Social media has become a part of our every day lives, from the minute we wake up until the time we go to sleep.
Businesses and entrepreneurs have caught on to this trend and a new era of advertising has begun. But the question is, who’s doing all the work? It may be that we’re all advertising without realising it.
When products are discussed on social media and start trending, consumers become the greatest advertisers. Photos uploaded by users who claim advertised products are working encourage sales and boost brand popularity.
There have been a number of social media success stories for Australian entrepreneurs, including that of 23-year-old fitness guru, Kayla Itsines.
Itsines is the creator of the popular Bikini Body Guides for women and currently has 2.4 million Instagram followers. She encourages her followers to repost images of their transformations using various tags, which she then re-posts on her own page. This interactive photo sharing creates a sense of product authenticity and community, and contributes to her growing list of followers.
Itsines isn’t the only one to achieve success through social media marketing with the help of an active fan base. After nearly two years in business, Frank Body has soared to success because of social media.
Frank Body sells coffee-based skincare products and its followers, or ‘Frankfurts’, take photos of themselves covered in the product. Frank Body has over 600 thousand Instagram followers, and will likely exceed $20 million in revenue this year.

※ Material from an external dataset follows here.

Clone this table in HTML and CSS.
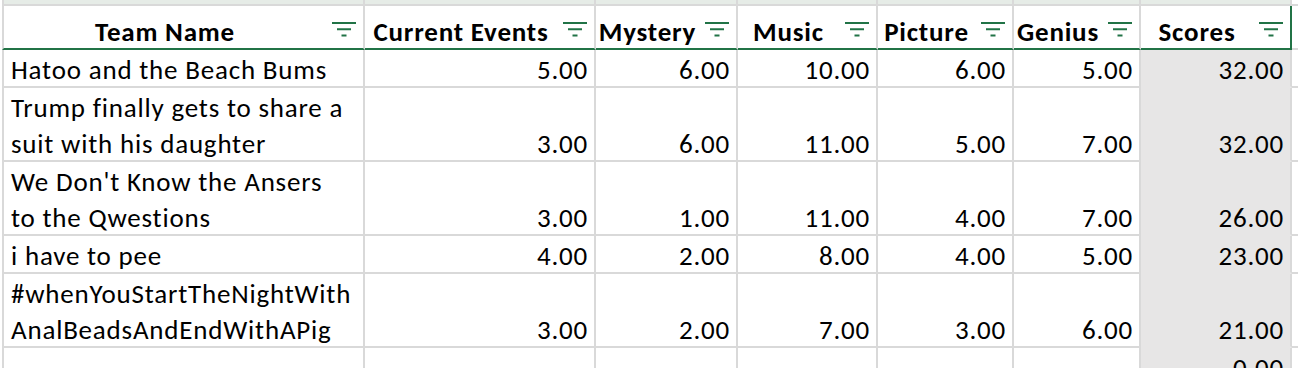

Although it has proven to be successful, relying on social media as a primary advertising base may not be the best strategy.
Dr Cullen Habel, Adjunct Lecturer in Marketing at Adelaide University, says that while there are some success stories, social media marketing isn’t advanced enough to be the sole platform for companies to advertise on.
“The two objectives of advertising are reach and frequency. If you just want to keep putting more messages into the same people, then in a way social media can do that for you.
“At the moment, social media still isn’t a ‘reach’ media, even though we sometimes have some good luck stories. It really is just a digital version of word of mouth.”
Habel also warns businesses and entrepreneurs not to be too trusting when it comes to the perceived cost savings of social media advertising.
“Whilst social media looks like it’s free, someone’s still got to put the energy into getting all those page views.
“Often it’s the social media consultants or academics who are all excited about social media and say it’s the future but I think we want to be a little more level-headed than that,” Habel says.
Despite the increasing trend to go online, traditional advertising, such as print, television and radio, still drive sales. Habel says that traditional advertising is a “pretty good tool” for businesses at the moment.
“When it works, traditional advertising gives you a really good efficient cost per thousand views.
“If you can afford the bulk for TV ads, you’ll get 1,000 ad views for $30,” Habel says.
According to Kimanzi Constable of Entrepreneur, a diverse marketing strategy is the best approach.
“Putting all your eggs in one basket is recipe for disaster. Social media marketing should be one part of a unique, and diverse marketing strategy,” Constable said.
The benefit of social media advertising is that it’s now relatively easy for anyone looking to kick-start a company, compared to in the past.
However, the pitfalls of both social media and traditional advertising mean that companies may have to advertise across multiple platforms in order to unlock the key to success.